I started a bit ahead of Gary. We skipped the brief "promenade" section, moving ahead to where coordinator Gary Griffin would honk the horn to indicate the start. The rules of Low-Key are the rules of the vehicle code, which means bikes ride to the right, but of course runners are not thus constrained. So we each set off on the left side of the road, I starting a bit ahead. Unfortunately, I retained my lead ahead of Gary for at best 10 seconds, before he came by with an incredible speed differential, leaving me smiling to myself that such a pace on this hill was possible. Soon he was gone, the next time I'd see him was at the finish-line food, where he told me he's run a 7:36/mile pace up the hill. That's just amazing: a 3:19 marathon pace.
Stephen Fong photo
Not long after the start I realized I'd forgotten to start my watch. This was just as well: it kept me in the moment. It's easy to do on Metcalf; the road rises steady, steeply, curve after curve.
I have to admit it was fun following riders up the hill. I managed to pass a few, but more whom I followed were able to pull away.
Stephen Fong photo
The 200 yard sign appeared. I opened my stride, kept the focus on relaxation, and tried to lengthen my stride more. The finish! I gave my number to the fantastic volunteers, and went to get some liquid after the unseasonably hot climb. I recovered quickly: I felt as if I could do it again. A good sign: I was adapting to running, clearly! Not that long ago I'd have been incapacitated for days. But also a bad sign. I clearly hadn't been able to push myself hard enough. But that's not a bad thing: it indicates room for improvement!

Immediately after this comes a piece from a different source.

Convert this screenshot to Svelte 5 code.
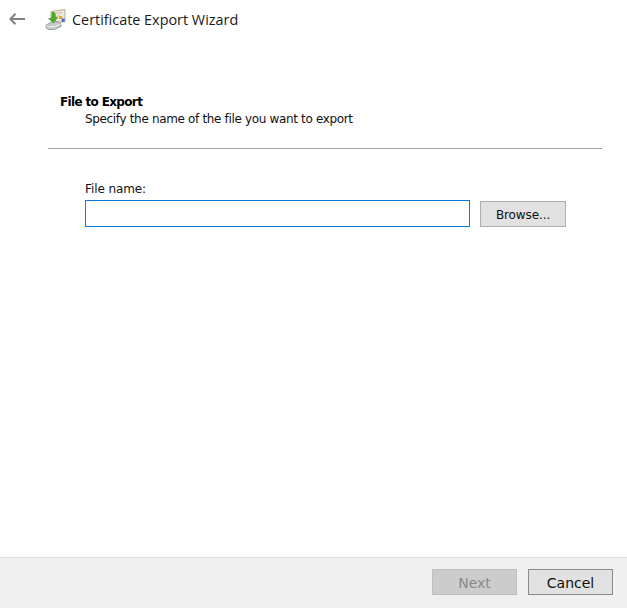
<script lang="ts">
  let fileName = "";
</script>

<div class="wizard">
  <header class="titlebar">
    <svg class="back" width="16" height="12" viewBox="0 0 16 12" aria-hidden="true">
      <path d="M6.5 .8 1.3 6l5.2 5.2M1.3 6H16" fill="none" stroke="#808080" stroke-width="2" />
    </svg>
    <svg class="cert" width="21" height="21" viewBox="0 0 21 21" aria-hidden="true">
      <path d="M6 2.5 20 .5v12l-7 1L6 9Z" fill="#f1e9d6" stroke="#b3ab97" />
      <path d="M9 4.5 17 3.5M12 7l3-.4" stroke="#cbbfa3" stroke-width="1" />
      <rect x="14" y="7" width="3.2" height="3" fill="#e8a02e" />
      <rect x="16.6" y="9.6" width="3" height="3.2" fill="#3b70c6" />
      <path d="M1 16 7 12.8h6.5L16 15v2.4L9.5 20.5H3L1 18.6Z" fill="#c6cac8" stroke="#7c8381" stroke-width=".7" />
      <path d="M1.2 16 3.2 17.6h6.4L15.8 15" fill="none" stroke="#f4f5f5" stroke-width=".9" />
      <path d="M7 3.6C9.5 2.8 10.6 4 10.4 8.6L12.8 8 8.4 14 3.6 9.6 6.6 9.2C6.9 7 7.1 5.4 7 3.6Z" fill="#4cab2c" stroke="#2f8a1c" stroke-width=".5" />
    </svg>
    <h1>Certificate Export Wizard</h1>
  </header>

  <main class="content">
    <section class="intro">
      <h2>File to Export</h2>
      <p>Specify the name of the file you want to export</p>
    </section>
    <hr />
    <div class="field">
      <label for="file-name">File name:</label>
      <div class="row">
        <input id="file-name" type="text" bind:value={fileName} />
        <button class="btn browse" type="button">Browse...</button>
      </div>
    </div>
  </main>

  <footer class="actions">
    <button class="btn next" type="button" disabled>Next</button>
    <button class="btn cancel" type="button">Cancel</button>
  </footer>
</div>

<style>
  :global(body) {
    background: #fff;
  }
  .wizard {
    display: flex;
    flex-direction: column;
    height: 608px;
    font-family: "DejaVu Sans", sans-serif;
    font-size: 12px;
    color: #111;
  }
  .titlebar {
    display: flex;
    align-items: center;
    height: 38px;
    padding-left: 9px;
    flex: none;
  }
  .cert {
    margin-left: 20px;
  }
  h1 {
    margin: 0 0 0 6px;
    font-family: "Open Sans", sans-serif;
    font-size: 14.4px;
    font-weight: 400;
    color: #1a1a1a;
  }
  .content {
    flex: 1;
    padding: 56px 25px 0 48px;
  }
  .intro {
    padding-left: 12px;
  }
  h2 {
    margin: 0;
    font-family: "DejaVu Sans", sans-serif;
    font-size: 12px;
    line-height: 16px;
    font-weight: 700;
    letter-spacing: -0.65px;
    color: #000;
  }
  p {
    margin: 1px 0 0 25px;
    line-height: 16px;
    letter-spacing: -0.34px;
  }
  hr {
    margin: 21px 0 0;
    border: 0;
    border-top: 1px solid #a0a0a0;
  }
  .field {
    margin: 32px 0 0 37px;
  }
  label {
    display: block;
    line-height: 16px;
    margin-bottom: 3px;
    letter-spacing: -0.1px;
  }
  .row {
    display: flex;
    align-items: center;
    gap: 10px;
  }
  input {
    box-sizing: border-box;
    width: 385px;
    height: 27px;
    border: 1px solid #0a78d4;
    outline: 0;
    padding: 0 4px;
    background: #fff;
  }
  .btn {
    box-sizing: border-box;
    height: 26px;
    width: 86px;
    padding: 1px 0 0;
    border: 1px solid #adadad;
    background: #e1e1e1;
    font-family: "DejaVu Sans", sans-serif;
    font-size: 12px;
    color: #111;
  }
  .browse {
    padding-top: 2px;
    letter-spacing: -0.1px;
  }
  .actions {
    flex: none;
    display: flex;
    justify-content: flex-end;
    gap: 11px;
    box-sizing: border-box;
    height: 51px;
    padding: 11px 14px 0 0;
    background: #f0f0f0;
    border-top: 1px solid #dfdfdf;
  }
  .next {
    width: 85px;
    background: #cccccc;
    border-color: #bfbfbf;
    color: #8a8a8a;
    font-size: 14px;
  }
  .cancel {
    width: 85px;
    border-color: #8a8a8a;
    font-size: 14px;
  }
</style>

Later, I ran back down to the start. This wasn't bad at all: I felt relaxed, loose. The descent was fun, even if I ran slowly. When I arrived at the bottom, I fetched my bicycle off Greg McQuaid's roof-rack, and redid the climb. 12:02 of embracing the pain and I was back at the top. Ah! Much better. Running is fun, a wonderful diversion, a novel experience, but cycling is where my heart is.